== Your goal ==
Write out the records beneath this line exactly as they appear, minus any images.

== Data extract ==
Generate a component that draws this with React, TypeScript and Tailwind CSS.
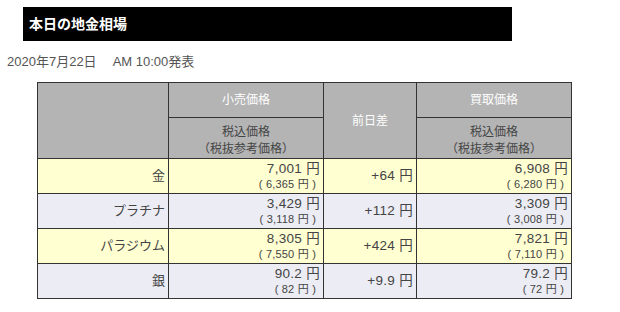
import React from 'react';

type Row = {
  name: string;
  sell: string;
  sellEx: string;
  diff: string;
  buy: string;
  buyEx: string;
  bg: string;
};

const rows: Row[] = [
  { name: '金', sell: '7,001', sellEx: '6,365', diff: '+64', buy: '6,908', buyEx: '6,280', bg: 'bg-[#ffffd2]' },
  { name: 'プラチナ', sell: '3,429', sellEx: '3,118', diff: '+112', buy: '3,309', buyEx: '3,008', bg: 'bg-[#ecedf4]' },
  { name: 'パラジウム', sell: '8,305', sellEx: '7,550', diff: '+424', buy: '7,821', buyEx: '7,110', bg: 'bg-[#ffffd2]' },
  { name: '銀', sell: '90.2', sellEx: '82', diff: '+9.9', buy: '79.2', buyEx: '72', bg: 'bg-[#ecedf4]' },
];

function Price({ main, sub }: { main: string; sub: string }) {
  return (
    <div className="flex flex-col items-end leading-none">
      <span className="text-[13.5px] pr-[3px] tracking-[0.3px]">{main} 円</span>
      <span className="text-[11px] pr-[7px] mt-[3px] tracking-[0.2px]">( {sub} 円 )</span>
    </div>
  );
}

export default function App() {
  const cell = 'border border-[#333]';
  return (
    <div className="w-[620px] h-[312px] bg-white text-[#444] font-['Liberation_Sans','Noto_Sans_CJK_JP',sans-serif]">
      {/* Title */}
      <div className="pt-[7px] pl-[23px] pr-[108px]">
        <div className="h-[34px] bg-black flex items-center pl-[6px]">
          <h1 className="text-white font-bold text-[14px]">本日の地金相場</h1>
        </div>
      </div>

      <p className="mt-[14px] pl-[7px] text-[13px] text-[#555] leading-none flex">
        <span>2020年7月22日</span>
        <span className="ml-[16px]">AM 10:00発表</span>
      </p>

      {/* Table */}
      <table className="ml-[37px] mt-[14px] border-collapse table-fixed w-[534px]">
        <colgroup>
          <col className="w-[131px]" />
          <col className="w-[155px]" />
          <col className="w-[93px]" />
          <col className="w-[155px]" />
        </colgroup>
        <thead className="bg-[#b4b4b4] text-[12px]">
          <tr className="h-[35px]">
            <th rowSpan={2} className={cell}></th>
            <th className={`${cell} text-white font-normal`}>小売価格</th>
            <th rowSpan={2} className={`${cell} text-white font-normal`}>前日差</th>
            <th className={`${cell} text-white font-normal`}>買取価格</th>
          </tr>
          <tr className="h-[41px]">
            <th className={`${cell} font-normal text-[#444] leading-[17px] pt-[5px]`}>
              税込価格<br />（税抜参考価格）
            </th>
            <th className={`${cell} font-normal text-[#444] leading-[17px] pt-[5px]`}>
              税込価格<br />（税抜参考価格）
            </th>
          </tr>
        </thead>
        <tbody>
          {rows.map((r) => (
            <tr key={r.name} className={`h-[35px] ${r.bg}`}>
              <td className={`${cell} text-right text-[13px] pr-[3px]`}>{r.name}</td>
              <td className={cell}>
                <Price main={r.sell} sub={r.sellEx} />
              </td>
              <td className={`${cell} text-right text-[13.5px] pr-[3px] tracking-[0.3px]`}>{r.diff} 円</td>
              <td className={cell}>
                <Price main={r.buy} sub={r.buyEx} />
              </td>
            </tr>
          ))}
        </tbody>
      </table>
    </div>
  );
}
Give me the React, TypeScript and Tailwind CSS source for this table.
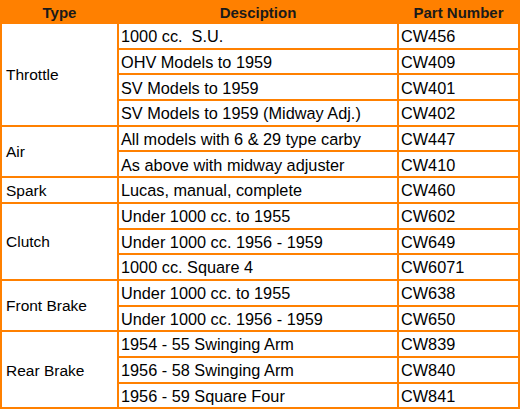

== Result ==
Generate a component that draws this with React, TypeScript and Tailwind CSS.
import React from 'react';

type Row = {
  name: string;
  sell: string;
  sellEx: string;
  diff: string;
  buy: string;
  buyEx: string;
  bg: string;
};

const rows: Row[] = [
  { name: '金', sell: '7,001', sellEx: '6,365', diff: '+64', buy: '6,908', buyEx: '6,280', bg: 'bg-[#ffffd2]' },
  { name: 'プラチナ', sell: '3,429', sellEx: '3,118', diff: '+112', buy: '3,309', buyEx: '3,008', bg: 'bg-[#ecedf4]' },
  { name: 'パラジウム', sell: '8,305', sellEx: '7,550', diff: '+424', buy: '7,821', buyEx: '7,110', bg: 'bg-[#ffffd2]' },
  { name: '銀', sell: '90.2', sellEx: '82', diff: '+9.9', buy: '79.2', buyEx: '72', bg: 'bg-[#ecedf4]' },
];

function Price({ main, sub }: { main: string; sub: string }) {
  return (
    <div className="flex flex-col items-end leading-none">
      <span className="text-[13.5px] pr-[3px] tracking-[0.3px]">{main} 円</span>
      <span className="text-[11px] pr-[7px] mt-[3px] tracking-[0.2px]">( {sub} 円 )</span>
    </div>
  );
}

export default function App() {
  const cell = 'border border-[#333]';
  return (
    <div className="w-[620px] h-[312px] bg-white text-[#444] font-['Liberation_Sans','Noto_Sans_CJK_JP',sans-serif]">
      {/* Title */}
      <div className="pt-[7px] pl-[23px] pr-[108px]">
        <div className="h-[34px] bg-black flex items-center pl-[6px]">
          <h1 className="text-white font-bold text-[14px]">本日の地金相場</h1>
        </div>
      </div>

      <p className="mt-[14px] pl-[7px] text-[13px] text-[#555] leading-none flex">
        <span>2020年7月22日</span>
        <span className="ml-[16px]">AM 10:00発表</span>
      </p>

      {/* Table */}
      <table className="ml-[37px] mt-[14px] border-collapse table-fixed w-[534px]">
        <colgroup>
          <col className="w-[131px]" />
          <col className="w-[155px]" />
          <col className="w-[93px]" />
          <col className="w-[155px]" />
        </colgroup>
        <thead className="bg-[#b4b4b4] text-[12px]">
          <tr className="h-[35px]">
            <th rowSpan={2} className={cell}></th>
            <th className={`${cell} text-white font-normal`}>小売価格</th>
            <th rowSpan={2} className={`${cell} text-white font-normal`}>前日差</th>
            <th className={`${cell} text-white font-normal`}>買取価格</th>
          </tr>
          <tr className="h-[41px]">
            <th className={`${cell} font-normal text-[#444] leading-[17px] pt-[5px]`}>
              税込価格<br />（税抜参考価格）
            </th>
            <th className={`${cell} font-normal text-[#444] leading-[17px] pt-[5px]`}>
              税込価格<br />（税抜参考価格）
            </th>
          </tr>
        </thead>
        <tbody>
          {rows.map((r) => (
            <tr key={r.name} className={`h-[35px] ${r.bg}`}>
              <td className={`${cell} text-right text-[13px] pr-[3px]`}>{r.name}</td>
              <td className={cell}>
                <Price main={r.sell} sub={r.sellEx} />
              </td>
              <td className={`${cell} text-right text-[13.5px] pr-[3px] tracking-[0.3px]`}>{r.diff} 円</td>
              <td className={cell}>
                <Price main={r.buy} sub={r.buyEx} />
              </td>
            </tr>
          ))}
        </tbody>
      </table>
    </div>
  );
}
Give me the React, TypeScript and Tailwind CSS source for this table.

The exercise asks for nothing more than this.